King objected to Session's federal judge nomination in her letter to the Senate Judiciary Committee, saying he had "used the awesome power of his office to chill the free exercise of the vote by black citizens."

Ordering Warren to sit down last February, Senate Majority Leader Mitch McConnell (R-Ky.) infamously remarked that she had been "warned" to end her speech and said, "Nevertheless, she persisted"—a phrase that became a rallying cry for women in the Trump resistance.

Speaking on Wednesday, Warren reminded her colleagues of King's letter, calling Sessions "a man deemed too racist to hold a federal court judgeship in 1986."

The senator also reminded Republicans of the energized resistance against the Trump agenda ahead of the 2018 midterm elections—and as the GOP lost its 35th legislative seat since throwing its support behind Trump in the 2016 election.

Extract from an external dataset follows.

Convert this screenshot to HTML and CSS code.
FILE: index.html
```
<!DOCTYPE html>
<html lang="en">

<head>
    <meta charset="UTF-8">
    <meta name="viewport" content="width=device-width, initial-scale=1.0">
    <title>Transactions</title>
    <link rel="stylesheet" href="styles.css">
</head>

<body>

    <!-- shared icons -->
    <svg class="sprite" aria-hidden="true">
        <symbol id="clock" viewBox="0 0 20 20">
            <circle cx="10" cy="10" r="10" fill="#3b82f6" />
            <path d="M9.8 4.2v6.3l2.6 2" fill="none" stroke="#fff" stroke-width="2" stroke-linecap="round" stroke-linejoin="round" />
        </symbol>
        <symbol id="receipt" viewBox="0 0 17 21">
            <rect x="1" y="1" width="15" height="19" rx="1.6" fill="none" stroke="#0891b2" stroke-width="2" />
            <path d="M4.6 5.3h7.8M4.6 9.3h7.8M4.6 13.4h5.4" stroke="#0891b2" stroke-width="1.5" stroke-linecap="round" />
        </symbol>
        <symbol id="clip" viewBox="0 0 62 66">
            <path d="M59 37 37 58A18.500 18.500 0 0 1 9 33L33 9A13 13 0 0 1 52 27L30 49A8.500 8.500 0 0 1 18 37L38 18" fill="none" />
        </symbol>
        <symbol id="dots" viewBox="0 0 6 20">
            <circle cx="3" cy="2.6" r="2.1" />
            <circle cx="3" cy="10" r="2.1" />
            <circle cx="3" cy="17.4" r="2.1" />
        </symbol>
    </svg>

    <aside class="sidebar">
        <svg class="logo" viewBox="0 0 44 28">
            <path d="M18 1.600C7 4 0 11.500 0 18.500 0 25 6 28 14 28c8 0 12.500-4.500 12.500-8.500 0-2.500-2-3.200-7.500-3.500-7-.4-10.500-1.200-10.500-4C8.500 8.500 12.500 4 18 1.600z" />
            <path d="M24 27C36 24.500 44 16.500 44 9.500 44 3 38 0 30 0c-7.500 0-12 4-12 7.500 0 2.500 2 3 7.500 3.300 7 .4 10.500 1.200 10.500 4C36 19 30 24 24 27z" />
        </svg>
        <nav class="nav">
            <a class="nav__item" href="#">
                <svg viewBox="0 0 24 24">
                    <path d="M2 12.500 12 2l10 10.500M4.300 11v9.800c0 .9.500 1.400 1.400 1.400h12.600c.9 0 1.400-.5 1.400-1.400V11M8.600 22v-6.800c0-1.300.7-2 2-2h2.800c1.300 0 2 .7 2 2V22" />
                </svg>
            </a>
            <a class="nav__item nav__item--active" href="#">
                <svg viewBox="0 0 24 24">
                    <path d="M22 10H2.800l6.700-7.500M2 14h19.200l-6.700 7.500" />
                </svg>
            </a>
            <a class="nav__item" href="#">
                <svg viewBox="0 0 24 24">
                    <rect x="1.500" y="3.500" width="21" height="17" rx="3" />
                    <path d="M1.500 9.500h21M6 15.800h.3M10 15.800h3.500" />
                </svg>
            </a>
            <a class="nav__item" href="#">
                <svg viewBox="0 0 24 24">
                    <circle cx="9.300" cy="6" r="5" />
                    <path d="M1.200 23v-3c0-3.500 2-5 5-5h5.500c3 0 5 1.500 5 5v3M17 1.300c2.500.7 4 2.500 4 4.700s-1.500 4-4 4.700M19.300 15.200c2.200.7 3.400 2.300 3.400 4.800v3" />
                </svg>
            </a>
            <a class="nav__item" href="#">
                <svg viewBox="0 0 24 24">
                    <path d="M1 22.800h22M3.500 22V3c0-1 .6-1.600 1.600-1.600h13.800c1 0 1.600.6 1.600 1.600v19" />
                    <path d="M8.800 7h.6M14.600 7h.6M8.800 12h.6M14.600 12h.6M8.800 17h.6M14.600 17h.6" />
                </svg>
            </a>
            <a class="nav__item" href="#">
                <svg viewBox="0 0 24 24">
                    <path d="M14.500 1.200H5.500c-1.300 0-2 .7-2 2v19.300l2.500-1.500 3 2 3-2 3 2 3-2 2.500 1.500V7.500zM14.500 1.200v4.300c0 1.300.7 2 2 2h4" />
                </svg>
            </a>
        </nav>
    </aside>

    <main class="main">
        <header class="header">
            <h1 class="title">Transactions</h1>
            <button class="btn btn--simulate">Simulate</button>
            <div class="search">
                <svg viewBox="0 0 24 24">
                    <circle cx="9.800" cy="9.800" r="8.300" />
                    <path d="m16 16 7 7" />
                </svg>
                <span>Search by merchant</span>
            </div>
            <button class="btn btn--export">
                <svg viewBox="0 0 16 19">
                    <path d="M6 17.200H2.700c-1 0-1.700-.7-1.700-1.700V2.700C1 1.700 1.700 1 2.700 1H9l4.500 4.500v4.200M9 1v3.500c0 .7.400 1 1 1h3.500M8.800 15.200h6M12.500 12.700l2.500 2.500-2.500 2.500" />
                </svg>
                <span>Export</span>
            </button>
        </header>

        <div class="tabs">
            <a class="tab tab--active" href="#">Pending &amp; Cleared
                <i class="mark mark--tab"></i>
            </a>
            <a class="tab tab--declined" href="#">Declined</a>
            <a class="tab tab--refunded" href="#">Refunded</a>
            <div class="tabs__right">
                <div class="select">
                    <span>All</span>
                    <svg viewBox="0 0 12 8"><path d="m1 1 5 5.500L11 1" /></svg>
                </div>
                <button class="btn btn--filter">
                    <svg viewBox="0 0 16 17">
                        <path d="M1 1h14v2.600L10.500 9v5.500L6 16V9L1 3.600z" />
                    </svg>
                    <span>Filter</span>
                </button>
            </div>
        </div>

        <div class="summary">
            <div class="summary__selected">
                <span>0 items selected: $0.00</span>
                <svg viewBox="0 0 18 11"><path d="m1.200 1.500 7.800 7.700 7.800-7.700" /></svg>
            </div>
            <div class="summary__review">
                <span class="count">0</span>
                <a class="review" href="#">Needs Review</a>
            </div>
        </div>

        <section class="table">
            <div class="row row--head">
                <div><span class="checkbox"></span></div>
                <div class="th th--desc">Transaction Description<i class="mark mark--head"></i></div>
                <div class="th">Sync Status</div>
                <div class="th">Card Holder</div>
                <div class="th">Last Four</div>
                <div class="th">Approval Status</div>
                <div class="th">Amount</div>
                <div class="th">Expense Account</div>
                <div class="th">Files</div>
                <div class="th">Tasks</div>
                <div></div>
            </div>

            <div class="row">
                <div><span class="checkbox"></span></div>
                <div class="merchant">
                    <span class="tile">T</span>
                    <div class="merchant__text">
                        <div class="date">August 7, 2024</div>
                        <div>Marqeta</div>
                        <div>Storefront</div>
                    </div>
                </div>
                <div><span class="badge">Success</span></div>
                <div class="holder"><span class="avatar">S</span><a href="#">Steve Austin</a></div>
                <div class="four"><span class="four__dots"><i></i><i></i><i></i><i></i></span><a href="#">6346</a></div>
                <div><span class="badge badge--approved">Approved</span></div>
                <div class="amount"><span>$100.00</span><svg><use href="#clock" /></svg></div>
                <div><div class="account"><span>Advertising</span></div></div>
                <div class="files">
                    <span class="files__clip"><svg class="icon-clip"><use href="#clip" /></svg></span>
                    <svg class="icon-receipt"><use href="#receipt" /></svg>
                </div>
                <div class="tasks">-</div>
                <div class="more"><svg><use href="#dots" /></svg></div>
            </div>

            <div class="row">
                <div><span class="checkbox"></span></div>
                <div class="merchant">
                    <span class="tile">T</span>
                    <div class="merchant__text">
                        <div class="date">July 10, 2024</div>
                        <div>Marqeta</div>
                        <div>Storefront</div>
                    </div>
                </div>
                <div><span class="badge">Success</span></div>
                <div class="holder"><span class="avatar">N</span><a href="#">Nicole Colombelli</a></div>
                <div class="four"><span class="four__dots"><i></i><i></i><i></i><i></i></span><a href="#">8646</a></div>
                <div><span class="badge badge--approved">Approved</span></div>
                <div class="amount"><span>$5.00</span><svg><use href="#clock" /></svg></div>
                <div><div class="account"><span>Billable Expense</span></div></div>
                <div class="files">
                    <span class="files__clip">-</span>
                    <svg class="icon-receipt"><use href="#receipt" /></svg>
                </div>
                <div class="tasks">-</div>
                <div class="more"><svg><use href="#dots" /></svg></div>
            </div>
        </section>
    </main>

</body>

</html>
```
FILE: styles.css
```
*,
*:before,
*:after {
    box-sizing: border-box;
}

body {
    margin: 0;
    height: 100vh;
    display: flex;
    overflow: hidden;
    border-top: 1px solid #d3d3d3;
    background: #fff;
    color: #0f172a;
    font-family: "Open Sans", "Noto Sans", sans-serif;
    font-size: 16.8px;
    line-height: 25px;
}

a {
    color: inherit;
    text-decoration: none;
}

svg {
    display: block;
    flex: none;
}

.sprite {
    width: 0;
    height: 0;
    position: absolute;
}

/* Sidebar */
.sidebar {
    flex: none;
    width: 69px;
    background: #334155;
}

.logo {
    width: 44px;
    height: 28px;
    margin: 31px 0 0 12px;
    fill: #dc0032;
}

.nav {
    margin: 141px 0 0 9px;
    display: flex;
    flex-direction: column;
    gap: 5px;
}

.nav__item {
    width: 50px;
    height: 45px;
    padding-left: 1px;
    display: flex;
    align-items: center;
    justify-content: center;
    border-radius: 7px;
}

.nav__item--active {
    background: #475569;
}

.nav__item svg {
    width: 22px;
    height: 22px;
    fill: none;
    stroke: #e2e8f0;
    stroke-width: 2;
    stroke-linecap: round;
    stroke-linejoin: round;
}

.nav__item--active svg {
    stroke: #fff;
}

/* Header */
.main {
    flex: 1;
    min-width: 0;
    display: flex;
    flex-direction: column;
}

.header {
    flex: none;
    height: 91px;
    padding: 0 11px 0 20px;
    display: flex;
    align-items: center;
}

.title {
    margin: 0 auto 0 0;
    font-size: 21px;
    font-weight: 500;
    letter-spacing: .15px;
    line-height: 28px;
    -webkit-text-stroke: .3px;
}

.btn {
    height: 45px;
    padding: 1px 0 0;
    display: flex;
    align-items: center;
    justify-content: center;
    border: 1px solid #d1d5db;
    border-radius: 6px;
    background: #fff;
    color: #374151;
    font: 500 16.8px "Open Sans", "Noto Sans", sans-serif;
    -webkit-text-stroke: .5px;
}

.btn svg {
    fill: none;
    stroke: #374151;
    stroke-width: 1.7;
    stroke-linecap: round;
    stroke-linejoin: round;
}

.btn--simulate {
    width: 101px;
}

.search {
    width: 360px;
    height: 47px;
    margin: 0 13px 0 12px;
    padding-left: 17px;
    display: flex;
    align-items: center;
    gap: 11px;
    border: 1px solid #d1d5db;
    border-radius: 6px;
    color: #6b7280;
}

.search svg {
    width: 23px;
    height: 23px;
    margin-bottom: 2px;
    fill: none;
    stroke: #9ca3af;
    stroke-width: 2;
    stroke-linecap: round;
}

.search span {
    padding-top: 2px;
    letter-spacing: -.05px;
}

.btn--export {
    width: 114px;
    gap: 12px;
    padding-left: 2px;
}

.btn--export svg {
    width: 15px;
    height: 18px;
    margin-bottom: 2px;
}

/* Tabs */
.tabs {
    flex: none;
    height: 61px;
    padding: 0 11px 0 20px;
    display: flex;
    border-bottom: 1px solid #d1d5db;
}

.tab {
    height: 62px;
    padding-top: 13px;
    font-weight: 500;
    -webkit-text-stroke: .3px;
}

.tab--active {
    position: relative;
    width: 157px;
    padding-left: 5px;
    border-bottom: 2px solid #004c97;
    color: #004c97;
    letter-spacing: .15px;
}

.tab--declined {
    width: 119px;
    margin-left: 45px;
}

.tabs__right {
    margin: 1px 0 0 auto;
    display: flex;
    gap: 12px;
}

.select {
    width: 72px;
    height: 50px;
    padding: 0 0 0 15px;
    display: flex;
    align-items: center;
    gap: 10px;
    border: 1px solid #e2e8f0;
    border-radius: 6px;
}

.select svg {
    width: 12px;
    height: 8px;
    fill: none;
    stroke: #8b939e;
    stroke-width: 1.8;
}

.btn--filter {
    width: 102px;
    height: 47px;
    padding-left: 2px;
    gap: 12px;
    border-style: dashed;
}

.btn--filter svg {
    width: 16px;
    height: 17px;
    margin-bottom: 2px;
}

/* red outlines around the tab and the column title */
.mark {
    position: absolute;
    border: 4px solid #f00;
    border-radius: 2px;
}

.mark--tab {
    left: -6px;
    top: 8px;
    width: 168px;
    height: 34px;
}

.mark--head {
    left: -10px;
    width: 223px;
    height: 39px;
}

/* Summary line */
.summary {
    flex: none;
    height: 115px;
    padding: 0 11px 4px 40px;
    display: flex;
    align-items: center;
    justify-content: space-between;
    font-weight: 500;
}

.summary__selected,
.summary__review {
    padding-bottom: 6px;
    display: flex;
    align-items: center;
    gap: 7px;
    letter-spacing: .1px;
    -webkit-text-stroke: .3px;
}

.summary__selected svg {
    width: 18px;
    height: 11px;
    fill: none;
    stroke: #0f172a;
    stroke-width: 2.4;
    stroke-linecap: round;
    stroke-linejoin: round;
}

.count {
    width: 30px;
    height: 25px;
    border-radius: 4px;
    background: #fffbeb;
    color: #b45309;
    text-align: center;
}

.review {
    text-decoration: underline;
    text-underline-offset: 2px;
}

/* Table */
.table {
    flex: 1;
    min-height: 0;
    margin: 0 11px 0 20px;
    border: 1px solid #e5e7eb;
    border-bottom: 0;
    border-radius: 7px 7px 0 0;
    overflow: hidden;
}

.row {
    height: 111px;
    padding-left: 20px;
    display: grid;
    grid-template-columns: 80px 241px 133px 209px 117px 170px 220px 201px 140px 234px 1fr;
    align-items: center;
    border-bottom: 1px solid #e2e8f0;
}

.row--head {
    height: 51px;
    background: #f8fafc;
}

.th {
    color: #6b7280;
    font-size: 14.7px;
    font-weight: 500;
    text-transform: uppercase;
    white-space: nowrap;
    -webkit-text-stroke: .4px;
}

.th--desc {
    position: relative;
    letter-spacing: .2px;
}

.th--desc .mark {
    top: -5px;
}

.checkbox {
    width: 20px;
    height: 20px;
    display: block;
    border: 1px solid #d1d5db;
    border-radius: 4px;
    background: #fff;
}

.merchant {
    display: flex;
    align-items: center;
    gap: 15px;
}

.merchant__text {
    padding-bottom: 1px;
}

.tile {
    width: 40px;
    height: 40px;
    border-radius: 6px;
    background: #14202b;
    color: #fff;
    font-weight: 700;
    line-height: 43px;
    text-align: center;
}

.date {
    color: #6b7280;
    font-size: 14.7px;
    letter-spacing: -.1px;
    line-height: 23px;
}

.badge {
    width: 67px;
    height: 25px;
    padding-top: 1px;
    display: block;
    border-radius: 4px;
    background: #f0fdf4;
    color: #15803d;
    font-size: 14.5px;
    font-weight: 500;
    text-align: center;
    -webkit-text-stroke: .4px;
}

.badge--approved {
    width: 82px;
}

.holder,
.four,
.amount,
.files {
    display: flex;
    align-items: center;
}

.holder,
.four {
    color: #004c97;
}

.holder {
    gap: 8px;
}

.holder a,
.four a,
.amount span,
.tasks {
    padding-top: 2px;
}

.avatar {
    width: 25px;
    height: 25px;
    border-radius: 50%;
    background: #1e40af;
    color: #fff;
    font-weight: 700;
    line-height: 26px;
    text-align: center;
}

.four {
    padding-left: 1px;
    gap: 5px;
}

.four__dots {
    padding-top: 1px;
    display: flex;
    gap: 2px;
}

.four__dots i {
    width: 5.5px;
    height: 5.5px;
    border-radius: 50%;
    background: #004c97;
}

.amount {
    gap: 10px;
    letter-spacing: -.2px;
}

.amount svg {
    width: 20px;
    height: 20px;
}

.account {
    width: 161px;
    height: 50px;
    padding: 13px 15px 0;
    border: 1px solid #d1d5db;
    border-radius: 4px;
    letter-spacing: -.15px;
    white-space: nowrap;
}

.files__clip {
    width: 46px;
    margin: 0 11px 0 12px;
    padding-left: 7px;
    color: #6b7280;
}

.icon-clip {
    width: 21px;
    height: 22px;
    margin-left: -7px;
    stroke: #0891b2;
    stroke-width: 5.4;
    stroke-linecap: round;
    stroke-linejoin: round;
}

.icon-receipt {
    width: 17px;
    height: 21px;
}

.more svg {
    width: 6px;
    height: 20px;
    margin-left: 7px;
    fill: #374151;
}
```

"The American people are showing up in the streets, in the airports, in the courtrooms, and even at the polls to hold this government accountable," she said. "Republicans tried to silence Coretta Scott King for speaking the truth about Jeff Sessions. They tried to silence me for reading Mrs. King's words on the Senate floor. They tired to silence all of us from speaking out, but instead of shutting us up, they have made us louder. Warn us, give us explanations. Nevertheless, we will persist, and we will win."